In the cracks between

IssueJune - July 2024
Comment by Virginia Moffatt

Thanks to the wonders of the internet, I can pinpoint pretty precisely the moment I fell in love with Ursula Le Guin’s writing.

It was 29 November 1974, between 4.30 – 4.45pm, when the final instalment of her A Wizard of Earthsea aired on Jackanory.*

The book had seized hold of me all week, but the denouement, in which Ged, the wizard of the title, confronts and becomes one with the dark shadow he has unleashed on the world, was totally mesmerising.

I’ve been a fan of Earthsea ever since, and though I was late to the party on her science fiction, I have spent the last few years making up for that.

Le Guin is a writer with a rich imagination and a vivid writing style, creating accessible narratives with complex characters.
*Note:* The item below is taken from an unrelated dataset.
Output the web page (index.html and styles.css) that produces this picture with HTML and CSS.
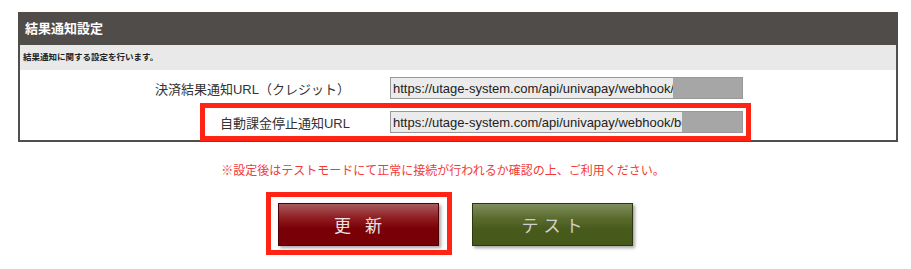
FILE: index.html
```
<!DOCTYPE html>
<html lang="ja">
<head>
    <meta charset="UTF-8">
    <meta name="viewport" content="width=device-width, initial-scale=1.0">
    <title>結果通知設定</title>
    <link rel="stylesheet" href="styles.css">
</head>
<body>

    <div class="panel">
        <div class="panel-title">結果通知設定</div>
        <div class="panel-desc">結果通知に関する設定を行います。</div>
        <div class="panel-body">
            <div class="row">
                <div class="label">決済結果通知URL（クレジット）</div>
                <div class="field">
                    <input type="text" readonly value="https://utage-system.com/api/univapay/webhook/xxxxxxxx">
                    <span class="mask mask-1"></span>
                </div>
            </div>
            <div class="row marked">
                <div class="label">自動課金停止通知URL</div>
                <div class="field">
                    <input type="text" readonly value="https://utage-system.com/api/univapay/webhook/bcxxxxxx">
                    <span class="mask mask-2"></span>
                </div>
            </div>
        </div>
    </div>

    <p class="note">※設定後はテストモードにて正常に接続が行われるか確認の上、ご利用ください。</p>

    <div class="actions">
        <div class="btn-mark">
            <button class="btn btn-update">更 新</button>
        </div>
        <button class="btn btn-test">テスト</button>
    </div>

</body>
</html>
```

FILE: styles.css
```
body {
    margin: 0;
    padding: 12px 13px 0 18px;
    font-family: "Liberation Sans", "Noto Sans CJK JP", sans-serif;
    background-color: #fff;
    color: #333;
}
.panel {
    border: 2px solid #524e4c;
    border-top: none;
}
.panel-title {
    background-color: #504c4a;
    color: #fff;
    font-size: 13px;
    font-weight: bold;
    height: 33px;
    line-height: 33px;
    margin: 0 -2px;
    padding-left: 7px;
}
.panel-desc {
    background-color: #e9e9e9;
    font-size: 8.5px;
    font-weight: bold;
    height: 25px;
    line-height: 25px;
    padding-left: 3px;
    color: #222;
}
.panel-body {
    padding: 7px 0 7px 0;
    display: flex;
    flex-direction: column;
    gap: 12px;
}
.row {
    display: grid;
    grid-template-columns: 330px 353px;
    column-gap: 40px;
    align-items: center;
    height: 22px;
    position: relative;
}
.label {
    text-align: right;
    font-size: 13px;
    color: #333;
    white-space: nowrap;
}
.marked::after {
    content: "";
    position: absolute;
    top: -8px;
    left: 180px;
    width: 551px;
    height: 38px;
    border: 5px solid #ff2414;
    box-sizing: border-box;
}
.field {
    position: relative;
    height: 22px;
}
.field input {
    box-sizing: border-box;
    width: 353px;
    height: 22px;
    margin: 0;
    padding: 0 2px;
    border: 1px solid #999;
    background-color: #ebebeb;
    font-family: "Liberation Sans", sans-serif;
    font-size: 13px;
    color: #222;
    outline: none;
}
.mask {
    position: absolute;
    top: 1px;
    right: 1px;
    height: 20px;
    background-color: #a6a6a6;
}
.mask-1 {
    left: 283px;
}
.mask-2 {
    left: 292px;
}
.note {
    margin: 22px 30px 0 0;
    text-align: center;
    font-size: 12px;
    line-height: 14px;
    color: #f23a3a;
}
.actions {
    display: flex;
    justify-content: center;
    align-items: flex-start;
    gap: 20px;
    margin-top: 14px;
    padding-right: 18px;
}
.btn-mark {
    border: 5px solid #ff2414;
    padding: 6px 8px 4px 7px;
}
.btn {
    width: 161px;
    height: 43px;
    font-family: "Noto Sans CJK JP", sans-serif;
    font-size: 17px;
    letter-spacing: 5px;
    padding: 0 0 0 5px;
    cursor: pointer;
    box-shadow: 2px 2px 3px rgba(0, 0, 0, 0.35);
}
.btn-update {
    background: linear-gradient(#a65a5d 0%, #8e1c20 35%, #7a0007 60%, #770006 100%);
    border: 1px solid #4e0004;
    color: #ece4e4;
}
.btn-test {
    margin-top: 11px;
    background: linear-gradient(#7f8e5c 0%, #5a6b2e 35%, #485b1c 60%, #45591a 100%);
    border: 1px solid #2c3710;
    color: #cfcfcf;
}
```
Whether it is a wizard helping a young woman defeat the dark powers who control her (The Tombs of Atuan), a diplomat trying to make sense of a cold world where nothing is as it seems (The Left Hand of Darkness), or a scientist breaking with his own community in order to share knowledge (The Dispossessed), each story grips, moves and entertains us from start to finish.

Like all good writers, Le Guin’s work focuses on things she cares about – the environment, social justice, pacifism. It is also influenced by her views on Taoism and Buddhism.
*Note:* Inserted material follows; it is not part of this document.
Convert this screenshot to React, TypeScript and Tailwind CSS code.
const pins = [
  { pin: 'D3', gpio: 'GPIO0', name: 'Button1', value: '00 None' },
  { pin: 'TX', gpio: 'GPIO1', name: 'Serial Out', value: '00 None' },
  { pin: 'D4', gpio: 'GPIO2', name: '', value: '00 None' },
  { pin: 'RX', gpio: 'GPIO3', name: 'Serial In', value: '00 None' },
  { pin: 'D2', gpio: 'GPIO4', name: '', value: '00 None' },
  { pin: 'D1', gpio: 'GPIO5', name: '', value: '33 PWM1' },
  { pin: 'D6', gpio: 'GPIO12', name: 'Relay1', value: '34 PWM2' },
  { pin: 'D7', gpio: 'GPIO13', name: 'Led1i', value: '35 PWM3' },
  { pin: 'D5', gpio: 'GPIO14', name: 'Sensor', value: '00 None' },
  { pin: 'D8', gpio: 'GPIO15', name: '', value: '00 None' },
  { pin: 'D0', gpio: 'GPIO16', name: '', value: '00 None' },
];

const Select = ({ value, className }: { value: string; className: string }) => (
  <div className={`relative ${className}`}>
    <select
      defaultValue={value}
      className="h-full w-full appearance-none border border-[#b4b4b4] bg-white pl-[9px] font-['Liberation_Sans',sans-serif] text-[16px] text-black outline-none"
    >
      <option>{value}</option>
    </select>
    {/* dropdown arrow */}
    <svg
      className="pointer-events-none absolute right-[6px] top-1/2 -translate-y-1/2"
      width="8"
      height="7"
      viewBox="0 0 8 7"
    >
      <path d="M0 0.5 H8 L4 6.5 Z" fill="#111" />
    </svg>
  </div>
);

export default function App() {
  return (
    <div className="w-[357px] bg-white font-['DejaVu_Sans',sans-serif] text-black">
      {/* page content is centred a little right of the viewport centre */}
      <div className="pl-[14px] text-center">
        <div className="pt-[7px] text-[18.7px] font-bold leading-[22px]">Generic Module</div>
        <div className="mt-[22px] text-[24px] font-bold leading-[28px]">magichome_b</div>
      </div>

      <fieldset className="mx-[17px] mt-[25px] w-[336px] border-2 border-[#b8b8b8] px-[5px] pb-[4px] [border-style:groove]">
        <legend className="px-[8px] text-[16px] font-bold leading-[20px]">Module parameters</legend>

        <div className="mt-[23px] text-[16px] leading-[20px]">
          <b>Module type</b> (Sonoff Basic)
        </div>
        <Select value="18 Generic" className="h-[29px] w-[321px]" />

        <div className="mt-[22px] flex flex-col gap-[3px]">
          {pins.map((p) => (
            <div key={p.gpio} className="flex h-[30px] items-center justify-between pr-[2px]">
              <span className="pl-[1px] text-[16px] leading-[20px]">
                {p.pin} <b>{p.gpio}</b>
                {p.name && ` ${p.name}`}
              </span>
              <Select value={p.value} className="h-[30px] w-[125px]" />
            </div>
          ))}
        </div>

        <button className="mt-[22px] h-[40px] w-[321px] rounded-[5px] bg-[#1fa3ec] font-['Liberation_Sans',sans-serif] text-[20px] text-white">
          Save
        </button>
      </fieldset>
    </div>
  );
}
Colonialism, oppression, war and politics feature strongly.

The Word for World is Forest deals with an occupied community rebelling against the brutal army, a clear reflection of the Vietnam War.

The Telling, inspired by Mao’s suppression of Taoism in China, gives us a world where the colonised community keep their language alive through secret cultural codes.
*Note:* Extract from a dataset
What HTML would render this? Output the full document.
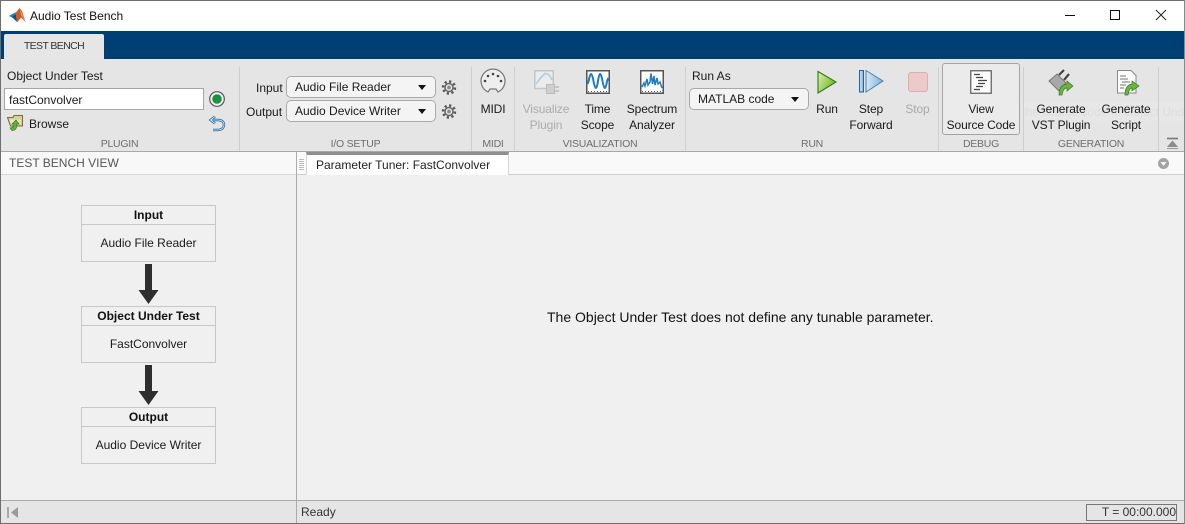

The Dispossessed contrasts the anarchist community on the dry and dusty moon Anarres with the capitalist home world Urras, finding weaknesses in both.

Her brilliant short story, ‘The Ones Who Walk Away from Omelas’, asks what you would do if you knew your society was built on a horrific injustice, a powerful metaphor for the West’s exploitation of the rest of the world.

Effective world-building is the hardest part of writing fantasy or fiction and it’s something Le Guin excels at, undoubtedly influenced by her father’s career as an anthropologist.

Across her work we see a range of civilisations and communities: a backward island of fishermen and goatherds; a floating community that lives on the sea all year round; a country where the people hide their true intentions in highly stylised language; a world built on slavery, whose moon of male slaves breaks free to create a highly misogynistic society.

Many societies are based on different sexual rules: in one, people change sex during the few days each month when they are sexually active; in another, community property rights are embedded in a four-way marriage; in another, women are sexually and politically dominant and boys are sent away to live with men in castles to perform ritual sword fights and acts of gallantry.

We are often led into these worlds through the eyes of strangers trying to make sense of them. Genly-Ai in The Left Hand of Darkness comes to appreciate and understand Gethen. Dalzul, in ‘Dancing to Gaman’, completely misreads the situation, imagining the people of Gaman consider him a god, when in fact he is a human sacrifice. In the story ‘Solitude’, the narrator grows up and participates in a society that her observer mother totally misunderstands.

It’s a sign of Le Guin’s genius as writer that whether told from the point of view of a native or a visitor, each of these worlds and communities feels totally real and true. As a result, we engage deeply with the challenges her protagonists face and, as with all good fiction, reflect on what it means to be human and alive.

Unusually for an author, Le Guin has the capacity to recognise failings in her earlier work.

In later life, she noted that the groundbreaking gender politics of ‘A Left Hand of Darkness’ would have been improved had she used ‘they’ rather than ‘he’.

She also revised the world of Earthsea in the 1990s to challenge its inherent patriarchy.

It’s this level of honesty that makes her fiction sing, which is why, if you’ve never read her before, you really should. And if you’re already a fan, it’s time to pick her off your bookshelves. You’ll not regret it.